Diesen Trost nimmt auch die Musik auf, wenn sie gegen Ende der etwas über einstündigen Sinfonie hoffnungsvollere Töne anstimmt. Das verdichtet sich vor allem in dem Hornsignal – ironischerweise ein Pendant zum „Fidelio“ – kurz vor dem Ende, darf hier aber nicht als irdische Rettung, sondern als Erlösung in der Ewigkeit verstanden werden. Die „Stimmen“ stehen für die Seelen der ins wie immer auch geartete Jenseits entrückten Toten, und sie nehmen den Todgeweihten tröstend in ihren Kreis auf. Dies bebildert die Regie dadurch, dass der Gefangene mit Hilfe der Stimmen – vulgo: des Chores – ein Kostüm überstreift, das ihn zu einer „Stimme“ werden lässt. Von diesem Augenblick an gehört er bereits zum Kreis der in die Ewigkeit Entrückten.

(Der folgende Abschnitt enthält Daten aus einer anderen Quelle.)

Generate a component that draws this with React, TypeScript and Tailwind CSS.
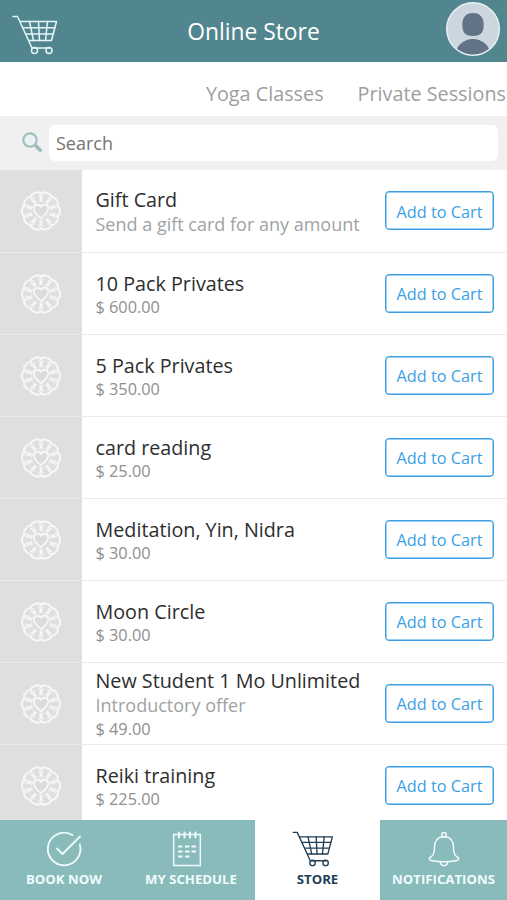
import { useState } from 'react';

const tabs = ['Yoga Classes', 'Private Sessions'];

const products = [
  { id: 1, name: 'Gift Card', note: 'Send a gift card for any amount' },
  { id: 2, name: '10 Pack Privates', price: '$ 600.00' },
  { id: 3, name: '5 Pack Privates', price: '$ 350.00' },
  { id: 4, name: 'card reading', price: '$ 25.00' },
  { id: 5, name: 'Meditation, Yin, Nidra', price: '$ 30.00' },
  { id: 6, name: 'Moon Circle', price: '$ 30.00' },
  {
    id: 7,
    name: 'New Student 1 Mo Unlimited',
    note: 'Introductory offer',
    price: '$ 49.00',
  },
  { id: 8, name: 'Reiki training', price: '$ 225.00' },
];

const petals = Array.from({ length: 10 }, (_, i) => i * 36 + 18);

function CartIcon({ className }: { className?: string }) {
  return (
    <svg
      viewBox="0 0 46 40"
      fill="none"
      stroke="currentColor"
      strokeWidth="1.5"
      strokeLinecap="round"
      strokeLinejoin="round"
      className={className}
    >
      <path d="M1 1.500h4.500L20 33h17.500" />
      <path d="M8.500 6.500H44.500L39.500 25.500H17" />
      <path d="M11.200 12.700h31.500M14 19h27.200" />
      <path d="M17.500 6.500l4 19M26.500 6.500l1 19M35.500 6.500l-2 19" />
      <circle cx="22.500" cy="35.500" r="3" />
      <circle cx="37" cy="35.500" r="3" />
    </svg>
  );
}

function Avatar() {
  return (
    <svg viewBox="0 0 54 54" className="h-[54px] w-[54px]">
      <clipPath id="avatar">
        <circle cx="27" cy="27" r="25.500" />
      </clipPath>
      <circle cx="27" cy="27" r="26.300" fill="#cbd6de" stroke="#eaf2f6" strokeWidth="1.400" />
      <g clipPath="url(#avatar)" fill="#627386">
        <path d="M27 11c7 0 10.700 4.500 10.700 11.500S35.500 34 27 34s-10.700-4.500-10.700-11.500S20 11 27 11z" />
        <ellipse cx="27" cy="53" rx="17.500" ry="16" />
      </g>
    </svg>
  );
}

function SearchIcon() {
  return (
    <svg viewBox="0 0 20 20" fill="none" className="-mt-[3px] h-5 w-5">
      <path d="M13.500 13.500l4.800 4.800" stroke="#9dbbba" strokeWidth="3.400" strokeLinecap="round" />
      <circle cx="8" cy="8" r="6.700" fill="#e9f3f4" stroke="#a2bfbf" strokeWidth="2.200" />
    </svg>
  );
}

function FlowerIcon() {
  return (
    <svg viewBox="0 0 40 40" fill="none" stroke="#f7f7f7" className="h-10 w-10">
      {petals.map((angle) => (
        <g key={angle} transform={`rotate(${angle} 20 20)`}>
          <path d="M14.500 4.500C15-.2 25-.2 25.500 4.500" strokeWidth="2" />
          <path
            d="M18.300 11C16.800 9 16 6.500 17 4.500M21.700 11c1.500-2 2.300-4.500 1.300-6.500"
            strokeWidth="1.500"
          />
        </g>
      ))}
      <path
        d="M20 27.200c-4.400-3.400-7.200-6.200-7.200-9.600 0-4.200 5.300-5.100 7.200-1.800 1.900-3.300 7.200-2.400 7.200 1.800 0 3.400-2.800 6.200-7.200 9.600z"
        fill="#dcdcdc"
        strokeWidth="1.800"
      />
    </svg>
  );
}

function CheckIcon() {
  return (
    <svg
      viewBox="0 0 36 36"
      fill="none"
      stroke="currentColor"
      strokeWidth="1.800"
      strokeLinecap="round"
      strokeLinejoin="round"
      className="h-9 w-9"
    >
      <path d="M26.500 4A16.300 16.300 0 1 0 33.800 13.500" />
      <path d="M11 17.500l5.500 5.500L34 5.500" />
    </svg>
  );
}

function ScheduleIcon() {
  return (
    <svg viewBox="0 0 30 36" fill="none" stroke="currentColor" className="-ml-2 h-9 w-[30px]">
      <rect x="1.700" y="3.500" width="26.600" height="31" strokeWidth="1.500" />
      <path d="M7 1.500v5M12.500 1.500v5M18 1.500v5M23.500 1.500v5" strokeWidth="2" strokeLinecap="round" />
      <path
        d="M6 15.500h4.500M13 15.500h4.500M19.500 15.500h4.500M6 20.500h4.500M13 20.500h4.500M19.500 20.500h4.500M6 25.500h4.500M13 25.500h4.500"
        strokeWidth="2"
      />
    </svg>
  );
}

function BellIcon() {
  return (
    <svg
      viewBox="0 0 32 36"
      fill="none"
      stroke="currentColor"
      strokeWidth="1.500"
      strokeLinejoin="round"
      className="h-9 w-8"
    >
      <circle cx="16" cy="3.700" r="2.200" />
      <path d="M16 5.700c-6.500 0-9.500 4.500-9.500 10.500 0 6.500-1.200 8.300-4.500 10.300-1.200.8-.8 2.500 1 2.900 7.500 1.500 18.500 1.500 26 0 1.800-.4 2.200-2.100 1-2.900-3.300-2-4.500-3.800-4.500-10.300 0-6-3-10.500-9.500-10.500z" />
      <path d="M12.500 30.500c0 5.500 7 5.500 7 0" />
    </svg>
  );
}

const navItems = [
  { label: 'BOOK NOW', icon: <CheckIcon />, width: 'w-[128px]' },
  { label: 'MY SCHEDULE', icon: <ScheduleIcon />, width: 'w-[127px] pr-px' },
  { label: 'STORE', icon: <CartIcon className="-ml-2.5 h-9 w-[42px]" />, width: 'w-[125px]' },
  { label: 'NOTIFICATIONS', icon: <BellIcon />, width: 'w-[127px]' },
];

export default function App() {
  const [active, setActive] = useState('STORE');

  return (
    <div className="flex h-[900px] w-[507px] flex-col overflow-hidden bg-white font-['Open_Sans',sans-serif]">
      {/* Header */}
      <header className="grid h-[62px] shrink-0 grid-cols-[1fr_auto_1fr] items-center bg-[#52868e] text-white">
        <CartIcon className="mt-2 ml-3 h-10 w-[46px] text-[#e4f6fa]" />
        <h1 className="pt-0.5 text-[22.800px]">Online Store</h1>
        <div className="-mt-1 mr-[7px] justify-self-end">
          <Avatar />
        </div>
      </header>

      {/* Tabs */}
      <div className="flex h-[54px] shrink-0 items-center justify-end gap-[34px] pt-2.5 pr-px text-[19.800px] text-[#9c9fa1]">
        {tabs.map((tab) => (
          <button key={tab} className="whitespace-nowrap">
            {tab}
          </button>
        ))}
      </div>

      {/* Search */}
      <div className="flex h-[54px] shrink-0 items-center bg-[#f0f0f0] pr-[9px] pl-[22px]">
        <SearchIcon />
        <input
          type="text"
          placeholder="Search"
          className="ml-[7px] h-9 min-w-0 flex-1 rounded-md bg-white px-[7px] text-[18px] placeholder-[#737373] outline-none"
        />
      </div>

      {/* Products */}
      <div className="min-h-0 flex-1 overflow-hidden">
        {products.map((product) => (
          <div
            key={product.id}
            className="flex h-[82px] items-center border-b border-[#e9ebeb] first:h-[82.500px]"
          >
            <div className="flex h-full w-[82px] shrink-0 items-center justify-center bg-[#dfdfdf] pt-px">
              <FlowerIcon />
            </div>
            <div className="min-w-0 flex-1 pt-[3px] pl-[13.500px] whitespace-nowrap">
              <h2 className="text-[19.740px] leading-[25px] text-[#2e2e2e]">{product.name}</h2>
              {product.note && (
                <p className="text-[18px] leading-[25px] text-[#a0a3a5]">{product.note}</p>
              )}
              {product.price && (
                <p className="text-[16.300px] leading-[23px] text-[#8d8f91]">{product.price}</p>
              )}
            </div>
            <button className="mr-[13px] h-[39px] w-[109px] shrink-0 rounded border border-[#3b9fe6] pt-0.5 text-[16.300px] text-[#3b9fe6] shadow-[inset_0_0_0_0.500px_#3b9fe6]">
              Add to Cart
            </button>
          </div>
        ))}
      </div>

      {/* Bottom navigation */}
      <nav className="flex h-20 shrink-0">
        {navItems.map((item) => (
          <button
            key={item.label}
            onClick={() => setActive(item.label)}
            className={`flex flex-col items-center pt-[11px] ${item.width} ${
              active === item.label ? 'bg-white text-[#213f55]' : 'bg-[#88bbba] text-[#f0fbff]'
            }`}
          >
            {item.icon}
            <span className="mt-[3px] text-[13.200px] font-bold">{item.label}</span>
          </button>
        ))}
      </nav>
    </div>
  );
}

Man mag diese Lobpreisung des Jenseits und der Ewigkeit aus säkular-rationaler Perspektive kritisch betrachten, der musikalischen Wirkung kann man sich jedoch nicht entziehen. Das Staatsorchester unter der Leitung von Johannes Zahn und der von Ines Kaun eingestellte Chor verleihen dieser Aufführung eine ganz eigene spirituelle Wirkung, die an die Grenzen menschlicher Existenz rührt und eine Versöhnung von Leben und Tod zum Ziel hat. Ein bewegender Abend, den man noch lange in Erinnerung behalten wird.
Das Publikum dankte allen Beteiligten mit begeistertem, lang anhaltendem Beifall.